**TASK GOAL**
Which lines below hold the word "this"? Copy all of them.
━━━━━ DATA SECTION ━━━━━
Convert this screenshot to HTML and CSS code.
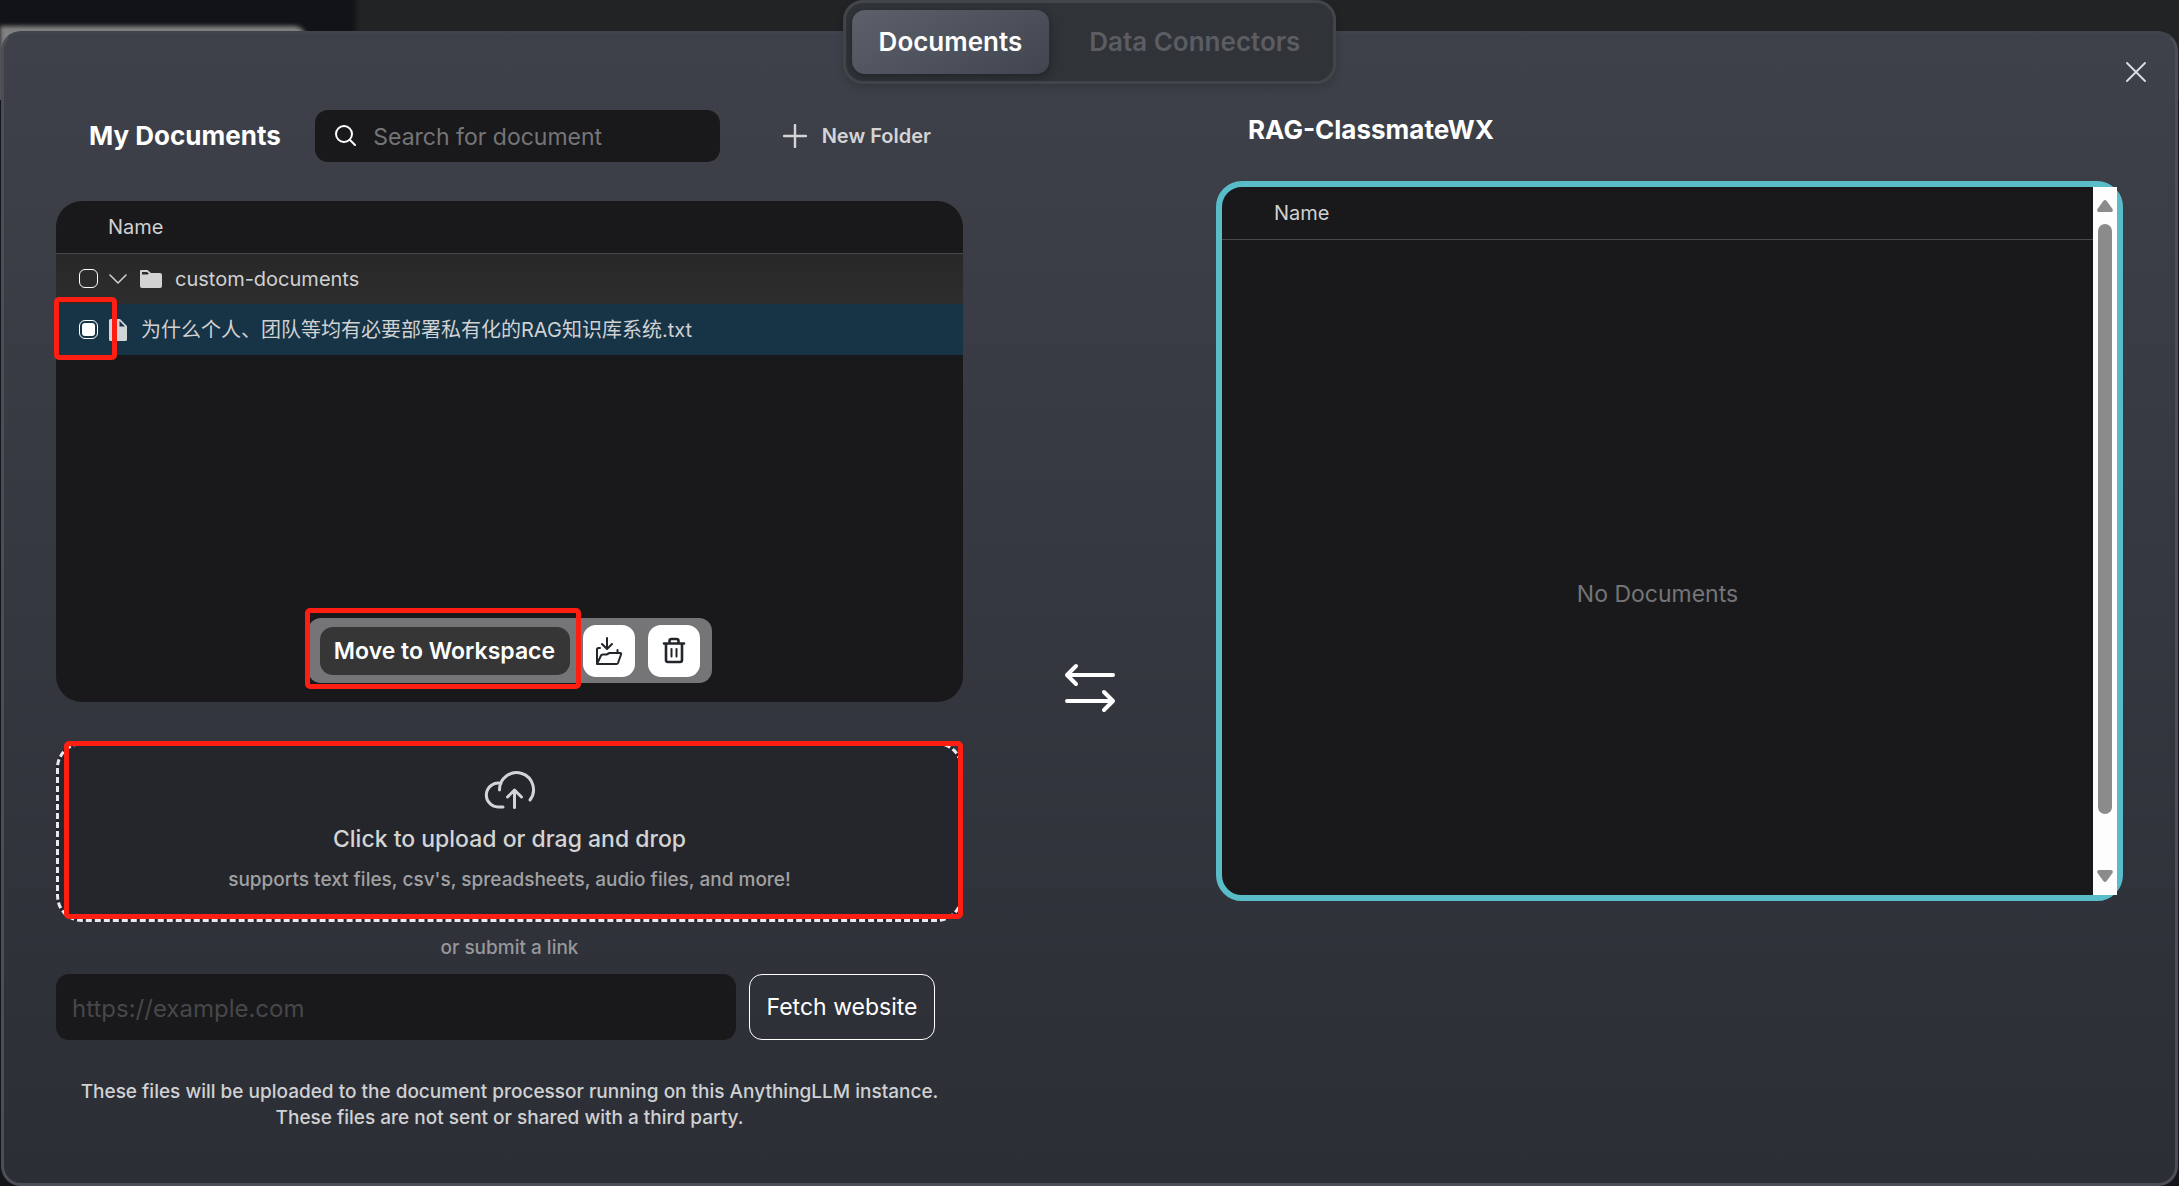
FILE: index.html
```html
<!DOCTYPE html>
<html lang="en">
<head>
<meta charset="utf-8">
<meta name="viewport" content="width=device-width, initial-scale=1">
<title>Documents</title>
<link rel="stylesheet" href="styles.css">
</head>
<body>
<div class="backdrop" aria-hidden="true"><div class="backdrop-sidebar"></div></div>

<nav class="tabs" aria-label="Document sources">
  <button class="tab tab-active" type="button">Documents</button>
  <button class="tab" type="button">Data Connectors</button>
</nav>

<main class="modal">
  <button class="close" type="button" aria-label="Close">
    <svg width="20" height="20" viewBox="0 0 20 20" fill="none" stroke="#dcdfe6" stroke-width="1.800" stroke-linecap="round"><path d="M1 1L19 19M19 1L1 19"/></svg>
  </button>

  <section class="column">
    <header class="toolbar">
      <h2 class="title">My Documents</h2>
      <label class="search">
        <svg width="22" height="22" viewBox="0 0 22 22" fill="none" stroke="#fff" stroke-width="2" stroke-linecap="round"><circle cx="9" cy="9" r="8"/><path d="M15 15L20 20"/></svg>
        <input class="search-input" type="search" placeholder="Search for document" aria-label="Search for document">
      </label>
      <button class="new-folder" type="button">
        <svg width="24" height="24" viewBox="0 0 24 24" fill="none" stroke="#d3d4d6" stroke-width="2.400" stroke-linecap="round"><path d="M12 1V23M1 12H23"/></svg>
        New Folder
      </button>
    </header>

    <div class="panel">
      <table class="files">
        <thead><tr><th class="files-head">Name</th></tr></thead>
        <tbody>
          <tr class="row-folder"><td class="cell">
            <div class="cell-inner">
              <input class="check" type="checkbox" aria-label="Select custom-documents">
              <svg class="caret" width="18" height="12" viewBox="0 0 18 12" fill="none" stroke="#d3d3d3" stroke-width="1.500" stroke-linecap="round" stroke-linejoin="round"><path d="M1 2L9 10L17 2"/></svg>
              <svg class="folder-icon" width="24" height="20" viewBox="0 0 24 20" fill="#d3d3d3"><path fill-rule="evenodd" d="M2 1H8.500L12 4H21Q23 4 23 6V17Q23 19 21 19H3Q1 19 1 17V2Q1 1 2 1ZM3 3V5.500H8.500L10 4.500L8 3Z"/></svg>
              <span>custom-documents</span>
            </div>
          </td></tr>
          <tr class="row-selected"><td class="cell">
            <div class="cell-inner">
              <input class="check" type="checkbox" checked aria-label="Select file">
              <svg class="file-icon" width="18" height="22" viewBox="0 0 18 22" fill="#d0d5d8"><path fill-rule="evenodd" d="M1.500 0H11L18 7V20.500Q18 22 16.500 22H1.500Q0 22 0 20.500V1.500Q0 0 1.500 0ZM10.500 2V7.500H16Z"/></svg>
              <span class="file-name" lang="zh-CN">为什么个人、团队等均有必要部署私有化的RAG知识库系统.txt</span>
            </div>
            <span class="mark mark-check"></span>
          </td></tr>
        </tbody>
      </table>

      <div class="actions">
        <button class="move" type="button">Move to Workspace</button>
        <button class="icon-button" type="button" aria-label="Move to folder">
          <svg width="28" height="30" viewBox="0 0 28 30" fill="none" stroke="#22262a" stroke-width="2" stroke-linecap="round" stroke-linejoin="round"><path d="M12 2V12M7 8L12 13L17 8M5 12H3.500Q2 12 2 13.500V28L6 19.500Q6.500 18.500 7.500 18.500H11.500L14.500 17H25Q26.500 17 26 18.500L23 27Q22.600 28 21.500 28H2M22.500 17V14"/></svg>
        </button>
        <button class="icon-button" type="button" aria-label="Delete">
          <svg width="24" height="27" viewBox="0 0 24 27" fill="none" stroke="#22262a" stroke-width="2.600" stroke-linecap="round" stroke-linejoin="round"><path d="M2 6.500H22M4 6.500V23Q4 25 6 25H18Q20 25 20 23V6.500M7.500 6V4Q7.500 2 9.500 2H14.500Q16.500 2 16.500 4V6"/><path d="M9.500 12V19.500M14.500 12V19.500" stroke-width="2"/></svg>
        </button>
        <span class="mark mark-move"></span>
      </div>
    </div>

    <div class="drop">
      <svg width="52" height="38" viewBox="0 0 52 38" fill="none" stroke="#d3d4d5" stroke-width="3" stroke-linecap="round" stroke-linejoin="round"><path d="M19 36H14A12 12 0 1 1 17 12.300M15.500 19A17 17 0 1 1 46 29M30.500 36.500V19.500M23.500 26L30.500 19L37.500 26"/></svg>
      <p class="drop-title">Click to upload or drag and drop</p>
      <p class="drop-note">supports text files, csv's, spreadsheets, audio files, and more!</p>
      <span class="mark mark-drop"></span>
    </div>

    <p class="or-link">or submit a link</p>

    <form class="link-form">
      <input class="link-input" type="url" placeholder="https://example.com" aria-label="Website link">
      <button class="fetch" type="button">Fetch website</button>
    </form>

    <p class="disclaimer">These files will be uploaded to the document processor running on this AnythingLLM instance.<br>These files are not sent or shared with a third party.</p>
  </section>

  <div class="transfer" aria-hidden="true">
    <svg width="52" height="52" viewBox="0 0 52 52" fill="none" stroke="#fff" stroke-width="4" stroke-linecap="round" stroke-linejoin="round"><path d="M49 13H3M12 4L3 13L12 22M3 39H49M40 30L49 39L40 48"/></svg>
  </div>

  <section class="column">
    <h2 class="title title-workspace">RAG-ClassmateWX</h2>
    <div class="workspace">
      <div class="workspace-body">
        <div class="workspace-head">Name</div>
        <p class="empty">No Documents</p>
      </div>
      <div class="scrollbar" aria-hidden="true">
        <svg width="16" height="12" viewBox="0 0 16 12" fill="#8b8b8b"><path d="M6.300 1Q8-1 9.700 1L15.500 9Q16.500 12 14 12H2Q-0.500 12 0.500 9Z"/></svg>
        <div class="scroll-track"><div class="scroll-thumb"></div></div>
        <svg width="16" height="12" viewBox="0 0 16 12" fill="#8b8b8b"><path d="M6.300 11Q8 13 9.700 11L15.500 3Q16.500 0 14 0H2Q-0.500 0 0.500 3Z"/></svg>
      </div>
    </div>
  </section>
</main>
</body>
</html>
```
FILE: styles.css
```css
* { box-sizing: border-box; }

body {
  margin: 0;
  min-height: 100vh;
  display: flex;
  flex-direction: column;
  position: relative;
  padding: 31px 1px 0;
  background: #141519;
  color: #fff;
  font-family: Inter, "Noto Sans CJK SC", sans-serif;
  font-size: 20px;
  line-height: 26px;
}

h2, p { margin: 0; }

button, input { font: inherit; }

button {
  border: 0;
  padding: 0;
  background: none;
  color: inherit;
  cursor: pointer;
}

/* Dimmed application behind the dialog */
.backdrop {
  position: absolute;
  inset: 0 0 auto 0;
  height: 100px;
  overflow: hidden;
  background: linear-gradient(90deg, #121317 352px, #212324 360px);
}

.backdrop-sidebar {
  width: 306px;
  height: 100px;
  margin-top: 26px;
  border-radius: 0 12px 0 0;
  background: #828282;
  filter: blur(2px);
}

.tabs {
  position: absolute;
  z-index: 2;
  top: 0;
  left: 50%;
  transform: translateX(-50%);
  display: flex;
  gap: 13px;
  padding: 7px 6px;
  border: 3px solid #42454a;
  border-radius: 20px;
  background: #303338;
  box-shadow: 0 4px 8px rgba(0, 0, 0, 0.15);
}

.tab {
  height: 64px;
  padding: 0 27px;
  border-radius: 13px;
  color: #5b5d62;
  font-size: 26px;
  font-weight: 600;
  white-space: nowrap;
}

.tab-active {
  background: linear-gradient(150deg, #5b606a, #41454f);
  box-shadow: 0 3px 8px rgba(0, 0, 0, 0.3);
  color: #fff;
}

.modal {
  position: relative;
  flex: 1;
  display: grid;
  grid-template-columns: minmax(0, 907fr) minmax(0, 253fr) minmax(0, 907fr);
  padding: 76px 52px 40px;
  border: 3px solid #4b4e56;
  border-top-color: #3f434b;
  border-radius: 20px;
  background: linear-gradient(180deg, #3e4149, #2c2e36);
}

.close {
  position: absolute;
  top: 28px;
  right: 29px;
  width: 20px;
  height: 20px;
  display: flex;
}

.toolbar {
  display: flex;
  align-items: center;
  justify-content: space-between;
  height: 52px;
  margin-bottom: 39px;
  padding: 0 32px 0 33px;
}

.title {
  font-size: 26px;
  font-weight: 700;
  white-space: nowrap;
}

.search {
  display: flex;
  align-items: center;
  gap: 16px;
  width: 405px;
  height: 52px;
  padding: 0 20px;
  border-radius: 13px;
  background: #19191b;
}

.search-input {
  flex: 1;
  min-width: 0;
  border: 0;
  padding: 2px 0 0;
  background: none;
  color: #fff;
  font-size: 23px;
  appearance: none;
}

.search-input::placeholder { color: #757578; opacity: 1; }

.new-folder {
  display: flex;
  align-items: center;
  gap: 15px;
  margin-left: 28px;
  color: #d3d4d6;
  font-weight: 600;
  white-space: nowrap;
}

.panel {
  position: relative;
  min-height: 501px;
  border-radius: 26px;
  background: #19191b;
}

.files {
  width: 100%;
  border-collapse: collapse;
  color: #d0d1d2;
}

.files-head {
  height: 52px;
  padding: 0 52px;
  border-bottom: 1px solid #47484b;
  font-weight: 400;
  text-align: left;
}

.cell {
  position: relative;
  height: 51px;
  padding: 0 23px;
}

.cell-inner { display: flex; align-items: center; }

.row-folder { background: linear-gradient(180deg, #282828, #2d2d2d); }
.row-selected { background: #173446; }

.check {
  appearance: none;
  width: 19px;
  height: 19px;
  margin: 0 11px 0 0;
  padding: 2px;
  border: 1px solid #fff;
  border-radius: 6px;
  background-clip: content-box;
}

.check:checked { background-color: #fff; }

.caret { margin-right: 12px; }
.folder-icon { margin-right: 12px; }
.file-icon { margin-right: 14px; }
.file-name { white-space: nowrap; }

/* Highlight frames */
.mark {
  position: absolute;
  border: 5px solid #ff1e12;
  border-radius: 5px;
  pointer-events: none;
}

.mark-check { left: -2px; top: -7px; width: 63px; height: 63px; }
.mark-move { left: -3px; top: -10px; width: 276px; height: 81px; }
.mark-drop { inset: -4px -3px 0 5px; }

.actions {
  position: absolute;
  left: 50%;
  bottom: 19px;
  transform: translateX(-50%);
  display: flex;
  align-items: center;
  gap: 13px;
  height: 65px;
  padding: 0 12px;
  border-radius: 13px;
  background: #757578;
}

.move {
  width: 250px;
  height: 48px;
  border-radius: 13px;
  background: #363636;
  font-size: 23px;
  font-weight: 600;
  white-space: nowrap;
}

.icon-button {
  display: flex;
  align-items: center;
  justify-content: center;
  width: 52px;
  height: 52px;
  border-radius: 13px;
  background: #fff;
}

.drop {
  position: relative;
  display: flex;
  flex-direction: column;
  align-items: center;
  margin-top: 40px;
  padding: 26px 20px 26px;
  border: 3px dashed #e8eaf0;
  border-radius: 26px;
  background: #25262b;
  text-align: center;
}

.drop-title {
  margin-top: 17px;
  color: #d3d4d5;
  font-size: 23px;
  font-weight: 500;
}

.drop-note {
  margin-top: 15px;
  color: #a0a1a3;
  font-size: 19px;
  font-weight: 500;
}

.or-link {
  margin: 13px 0;
  color: #97989b;
  font-size: 19px;
  font-weight: 500;
  text-align: center;
}

.link-form {
  display: flex;
  gap: 13px;
  padding-right: 28px;
}

.link-input {
  flex: 1;
  min-width: 0;
  height: 66px;
  padding: 2px 16px 0;
  border: 0;
  border-radius: 13px;
  background: #19191b;
  color: #fff;
  font-size: 24px;
}

.link-input::placeholder { color: #47474a; opacity: 1; }

.fetch {
  width: 186px;
  height: 66px;
  border: 1px solid #fff;
  border-radius: 13px;
  font-size: 23px;
  white-space: nowrap;
}

.disclaimer {
  margin-top: 39px;
  color: #d0d1d2;
  font-size: 19px;
  font-weight: 500;
  text-align: center;
}

.transfer {
  display: flex;
  justify-content: center;
  padding-top: 552px;
}

.title-workspace {
  margin: 7px 32px 38px;
}

.workspace {
  display: flex;
  height: 720px;
  border: 6px solid #58bdc9;
  border-radius: 26px;
  background: #19191b;
}

.workspace-body {
  flex: 1;
  display: flex;
  flex-direction: column;
}

.workspace-head {
  height: 53px;
  padding: 13px 52px;
  border-bottom: 1px solid #47484b;
  color: #d0d1d2;
}

.empty {
  margin: auto;
  padding-top: 52px;
  color: #757578;
  font-size: 23px;
}

.scrollbar {
  display: flex;
  flex-direction: column;
  align-items: center;
  gap: 12px;
  width: 24px;
  padding: 13px 0;
  background: #fdfdfd;
}

.scroll-track { flex: 1; }

.scroll-thumb {
  width: 14px;
  height: 93%;
  border-radius: 7px;
  background: #8b8b8b;
}
```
━━━━━
**WORKED ANSWER**
Convert this screenshot to HTML and CSS code.
    <p class="disclaimer">These files will be uploaded to the document processor running on this AnythingLLM instance.<br>These files are not sent or shared with a third party.</p>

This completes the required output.